Foram definidos, então, três tópicos básicos para o fazer jornalístico no âmbito da experimentação laboratorial: encontrar o protagonista social de uma pauta, o chamado representante de um contexto, enraizar as informações coletadas histórica e culturalmente, e apresentar vozes que dessem um diagnóstico e prognóstico sobre determinada situação. E, sobre essa última, Cremilda é enfática: “Isso não é aquela brincadeira de lesa-consumidor, de simplesmente procurar um a favor e outro contra, um especialista daqui e outro dali. Não, as questões que estamos levantando em pauta são sempre complexas e multivozes”.

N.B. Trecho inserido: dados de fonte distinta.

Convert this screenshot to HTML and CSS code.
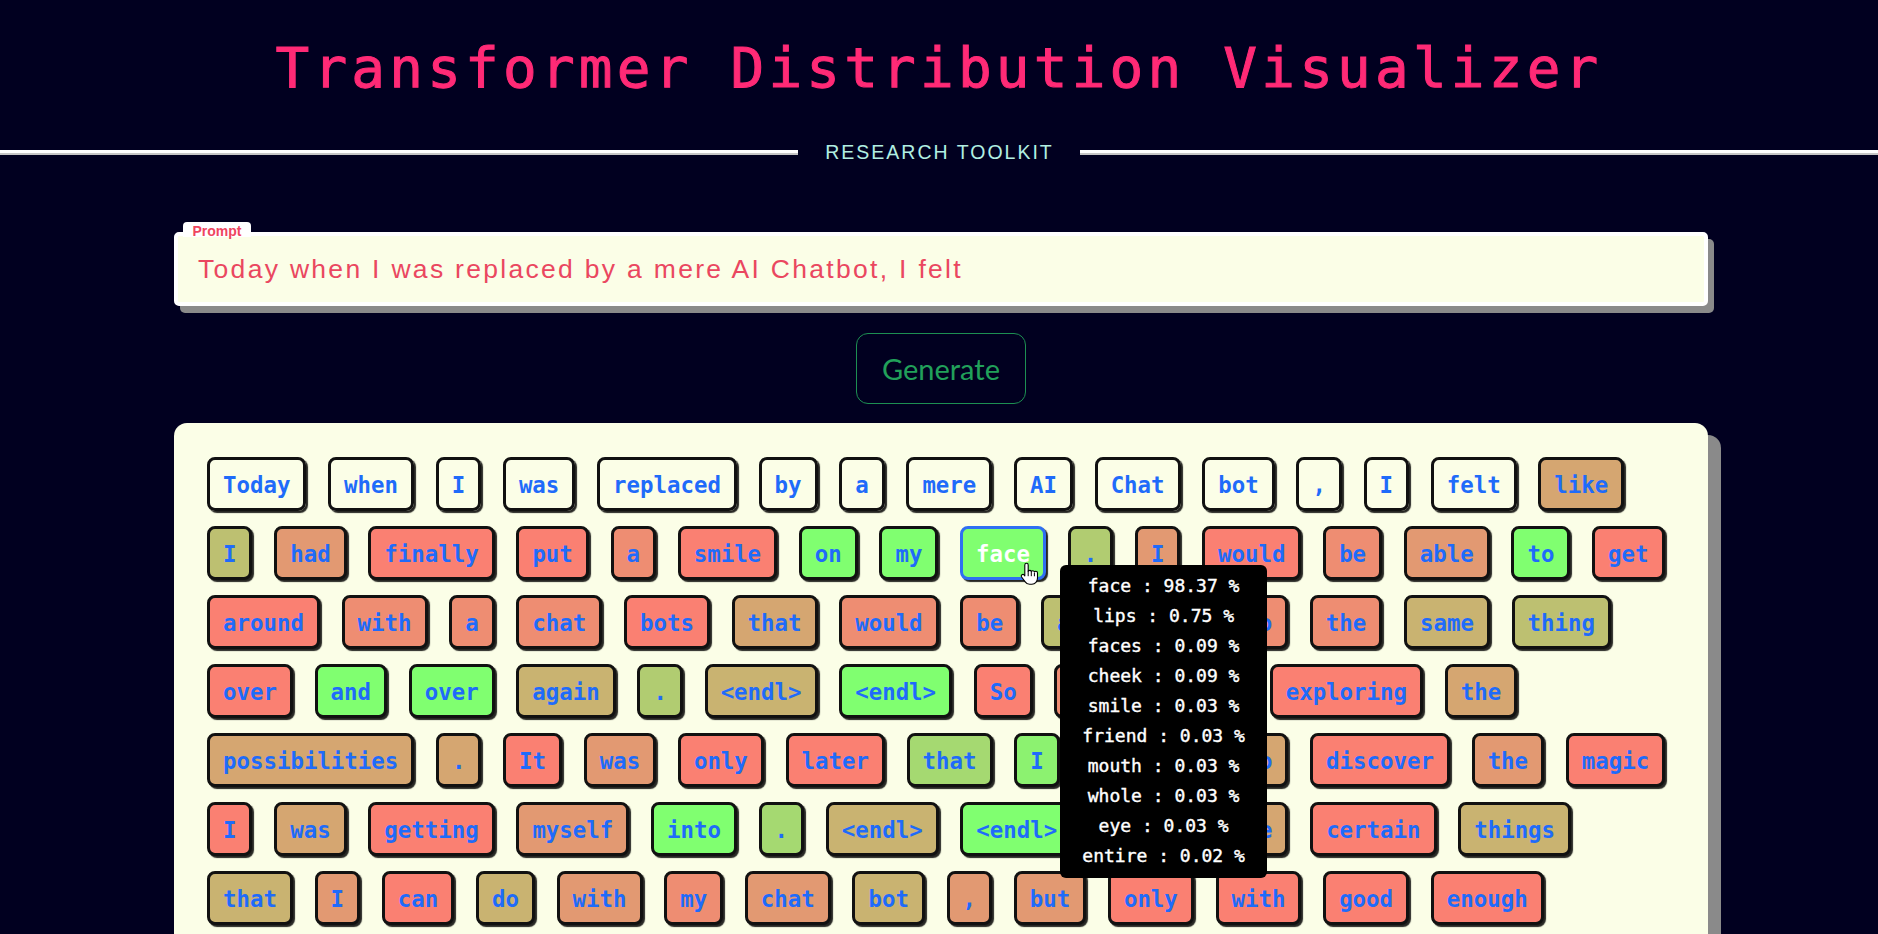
FILE: index.html
```html
<!DOCTYPE html>
<html lang="en">
<head>
<meta charset="utf-8">
<title>Transformer Distribution Visualizer</title>
<link rel="stylesheet" href="styles.css">
</head>
<body>
<header class="header">
  <h1 class="title">Transformer Distribution Visualizer</h1>
  <div class="divider">
    <span class="rule"></span>
    <span class="subtitle">RESEARCH TOOLKIT</span>
    <span class="rule"></span>
  </div>
</header>
<main class="main">
  <div class="prompt">
    <span class="prompt-label">Prompt</span>
    <div class="prompt-text">Today when I was replaced by a mere AI Chatbot, I felt</div>
  </div>
  <div class="actions">
    <button class="generate" type="button">Generate</button>
  </div>
  <section class="tokens">
    <span class="tok pr">Today</span>
    <span class="tok pr">when</span>
    <span class="tok pr">I</span>
    <span class="tok pr">was</span>
    <span class="tok pr">replaced</span>
    <span class="tok pr">by</span>
    <span class="tok pr">a</span>
    <span class="tok pr">mere</span>
    <span class="tok pr">AI</span>
    <span class="tok pr">Chat</span>
    <span class="tok pr">bot</span>
    <span class="tok pr">,</span>
    <span class="tok pr">I</span>
    <span class="tok pr">felt</span>
    <span class="tok l3">like</span>

    <span class="tok l5">I</span>
    <span class="tok l2">had</span>
    <span class="tok l0">finally</span>
    <span class="tok l0">put</span>
    <span class="tok l1">a</span>
    <span class="tok l0">smile</span>
    <span class="tok l10">on</span>
    <span class="tok l10">my</span>
    <span class="tok l10 active">face<svg class="cursor" width="20" height="24" viewBox="0 0 20 24"><path d="M6.5 1.2c1 0 1.7.7 1.7 1.7v6.3c.3-.5.9-.8 1.5-.8.8 0 1.4.5 1.6 1.1.3-.5.9-.8 1.5-.8.9 0 1.5.6 1.6 1.300.3-.4.8-.7 1.4-.7 1 0 1.7.8 1.7 1.8v5c0 3.4-2.3 6.2-5.6 6.2h-2.3c-2 0-3.3-1-4.4-2.5L1.6 15c-.6-.8-.4-1.8.4-2.3.7-.5 1.6-.3 2.1.3l.7.9V2.9c0-1 .7-1.7 1.7-1.7z" fill="#fff" stroke="#000" stroke-width="1.1" stroke-linejoin="round"/><path d="M8.2 9.2v4.6M11.3 10.4v3.4M14.4 11.1v2.8" fill="none" stroke="#000" stroke-width="1" stroke-linecap="round"/></svg><span class="tooltip">
        <span class="tip-line">face : 98.37 %</span>
        <span class="tip-line">lips : 0.75 %</span>
        <span class="tip-line">faces : 0.09 %</span>
        <span class="tip-line">cheek : 0.09 %</span>
        <span class="tip-line">smile : 0.03 %</span>
        <span class="tip-line">friend : 0.03 %</span>
        <span class="tip-line">mouth : 0.03 %</span>
        <span class="tip-line">whole : 0.03 %</span>
        <span class="tip-line">eye : 0.03 %</span>
        <span class="tip-line">entire : 0.02 %</span>
      </span></span>
    <span class="tok l6">.</span>
    <span class="tok l2">I</span>
    <span class="tok l0">would</span>
    <span class="tok l1">be</span>
    <span class="tok l2">able</span>
    <span class="tok l10">to</span>
    <span class="tok l0">get</span>

    <span class="tok l0">around</span>
    <span class="tok l1">with</span>
    <span class="tok l1">a</span>
    <span class="tok l1">chat</span>
    <span class="tok l0">bots</span>
    <span class="tok l3">that</span>
    <span class="tok l1">would</span>
    <span class="tok l1">be</span>
    <span class="tok l5">able</span>
    <span class="tok l2">to</span>
    <span class="tok l1">do</span>
    <span class="tok l1">the</span>
    <span class="tok l4">same</span>
    <span class="tok l5">thing</span>

    <span class="tok l0">over</span>
    <span class="tok l10">and</span>
    <span class="tok l10">over</span>
    <span class="tok l4">again</span>
    <span class="tok l6">.</span>
    <span class="tok l4">&lt;endl&gt;</span>
    <span class="tok l10">&lt;endl&gt;</span>
    <span class="tok l0">So</span>
    <span class="tok l1">I</span>
    <span class="tok l0">started</span>
    <span class="tok l0">exploring</span>
    <span class="tok l3">the</span>

    <span class="tok l3">possibilities</span>
    <span class="tok l3">.</span>
    <span class="tok l0">It</span>
    <span class="tok l2">was</span>
    <span class="tok l0">only</span>
    <span class="tok l0">later</span>
    <span class="tok l7">that</span>
    <span class="tok l9">I</span>
    <span class="tok l1">started</span>
    <span class="tok l3">to</span>
    <span class="tok l0">discover</span>
    <span class="tok l2">the</span>
    <span class="tok l0">magic</span>

    <span class="tok l0">I</span>
    <span class="tok l3">was</span>
    <span class="tok l0">getting</span>
    <span class="tok l2">myself</span>
    <span class="tok l10">into</span>
    <span class="tok l7">.</span>
    <span class="tok l4">&lt;endl&gt;</span>
    <span class="tok l10">&lt;endl&gt;</span>
    <span class="tok l1">There</span>
    <span class="tok l3">are</span>
    <span class="tok l0">certain</span>
    <span class="tok l4">things</span>

    <span class="tok l4">that</span>
    <span class="tok l2">I</span>
    <span class="tok l0">can</span>
    <span class="tok l4">do</span>
    <span class="tok l2">with</span>
    <span class="tok l1">my</span>
    <span class="tok l2">chat</span>
    <span class="tok l4">bot</span>
    <span class="tok l2">,</span>
    <span class="tok l2">but</span>
    <span class="tok l0">only</span>
    <span class="tok l0">with</span>
    <span class="tok l0">good</span>
    <span class="tok l0">enough</span>

    <span class="tok l5">&lt;endl&gt;</span>
    <span class="tok l10">&lt;endl&gt;</span>
    <span class="tok l2">Now</span>
    <span class="tok l0">I</span>
  </section>
</main>
</body>
</html>
```

FILE: styles.css
```css
* {
  box-sizing: border-box;
}

html, body {
  margin: 0;
  padding: 0;
}

body {
  background: #010020;
  font-family: "Liberation Sans", Arial, sans-serif;
  overflow: hidden;
  height: 934px;
}

.header {
  padding-top: 34px;
}

.title {
  margin: 0;
  text-align: center;
  font-family: "DejaVu Sans Mono", monospace;
  font-weight: normal;
  font-size: 56px;
  line-height: 67px;
  letter-spacing: 4.2px;
  color: #ff2a76;
  -webkit-text-stroke: 1px #ff2a76;
}

.divider {
  display: flex;
  align-items: center;
  margin-top: 40px;
  height: 22px;
}

.rule {
  flex: 1;
  height: 5px;
  background: #ffffff;
  border-bottom: 2px solid #c6c6c6;
}

.subtitle {
  margin: 0 26px 0 27px;
  font-family: "Liberation Sans", Arial, sans-serif;
  font-size: 19.5px;
  line-height: 22px;
  letter-spacing: 2px;
  color: #b2efe2;
}

.main {
  width: 1534px;
  margin-left: 174px;
}

.prompt {
  position: relative;
  margin-top: 69px;
  background: #fbfee7;
  border: 4px solid #ffffff;
  border-radius: 5px;
  box-shadow: 6px 7px 0 #8a8a8a;
  padding: 17px 20px;
}

.prompt-label {
  position: absolute;
  left: 5px;
  top: -14px;
  height: 15px;
  padding: 0 9.5px;
  background: #ffffff;
  border-radius: 4px 4px 0 0;
  font-family: "Liberation Sans", Arial, sans-serif;
  font-weight: bold;
  font-size: 14px;
  line-height: 18px;
  color: #ef4560;
}

.prompt-text {
  font-family: "Liberation Sans", Arial, sans-serif;
  font-size: 26.5px;
  line-height: 32px;
  letter-spacing: 2.3px;
  color: #ea4760;
}

.actions {
  display: flex;
  justify-content: center;
  margin-top: 27px;
}

.generate {
  height: 71px;
  padding: 0 25px;
  background: transparent;
  border: 1.5px solid #1d8f52;
  border-radius: 12px;
  font-family: Lato, "Open Sans", sans-serif;
  font-size: 29px;
  line-height: 1;
  color: #21a05a;
}

.tokens {
  margin-top: 19px;
  background: #fbfee7;
  border-radius: 13px;
  box-shadow: 13px 12px 0 #8a8a8a;
  padding: 33.5px 37px 34px 33px;
  display: flex;
  flex-wrap: wrap;
  align-content: flex-start;
  gap: 15px 21.7px;
}

.tok {
  display: block;
  white-space: pre;
  font-family: "DejaVu Sans Mono", monospace;
  font-weight: bold;
  font-size: 22.4px;
  line-height: 26px;
  color: #1f6bfa;
  border: 3px solid #111111;
  border-radius: 8px;
  padding: 12px 13px 10px;
  box-shadow: 2px 2px 1px rgba(0, 0, 0, 0.85);
}

.tok.pr { background: transparent; }
.tok.l0 { background: #fa8072; }
.tok.l1 { background: #ee8d72; }
.tok.l2 { background: #e29972; }
.tok.l3 { background: #d5a671; }
.tok.l4 { background: #c9b371; }
.tok.l5 { background: #bdc071; }
.tok.l6 { background: #b1cc71; }
.tok.l7 { background: #a5d971; }
.tok.l8 { background: #98e670; }
.tok.l9 { background: #8cf270; }
.tok.l10 { background: #80ff70; }

.tok.active {
  position: relative;
  color: #ffffff;
  border-color: #2f6ff2;
}

.cursor {
  position: absolute;
  left: 57px;
  top: 33px;
  z-index: 6;
}

.tooltip {
  position: absolute;
  left: 97px;
  top: 36px;
  z-index: 5;
  display: flex;
  flex-direction: column;
  width: 207px;
  padding: 6.5px 0;
  background: #000000;
  border-radius: 6px;
  font-family: "DejaVu Sans Mono", monospace;
  font-weight: normal;
  font-size: 18px;
  line-height: 30px;
  color: #ffffff;
  -webkit-text-stroke: 0.4px #ffffff;
  text-align: center;
  white-space: nowrap;
}

.tip-line {
  display: block;
}
```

A professora atribui um grande papel à AUN, tendo em vista que foi ela a responsável por dar o pontapé inicial ao que hoje são as outras atividades laboratoriais de jornalismo na Universidade de São Paulo, como o Notícias do Jardim São Remo, o Jornal do Campus e o suplemento Claro!: “Tudo que temos hoje de mídia digital ou convencional, surgiu desse projeto pioneiro e experimental que foi a Agência Universitária de Notícias”.
Outra função importantíssima, segundo Cremilda, foi a de desviar o eixo principal de produção de notícias dos países do Hemisfério Norte, especialmente Estados Unidos e Europa Ocidental. “É por isso que sou apaixonada por esse laboratório, porque ele tem um significado político-internacional. Também a África e a Ásia, mas, principalmente, a América Latina, que vocalizou o direito ao chamado acesso à informação”, conclui.
[1] Palestra proferida no dia 13 de setembro de 2016. Todas as palestras deste ciclo comemorativo foram sediadas no auditório Freitas Nobre, do Departamento de Jornalismo e Editoração (CJE/ECA/USP).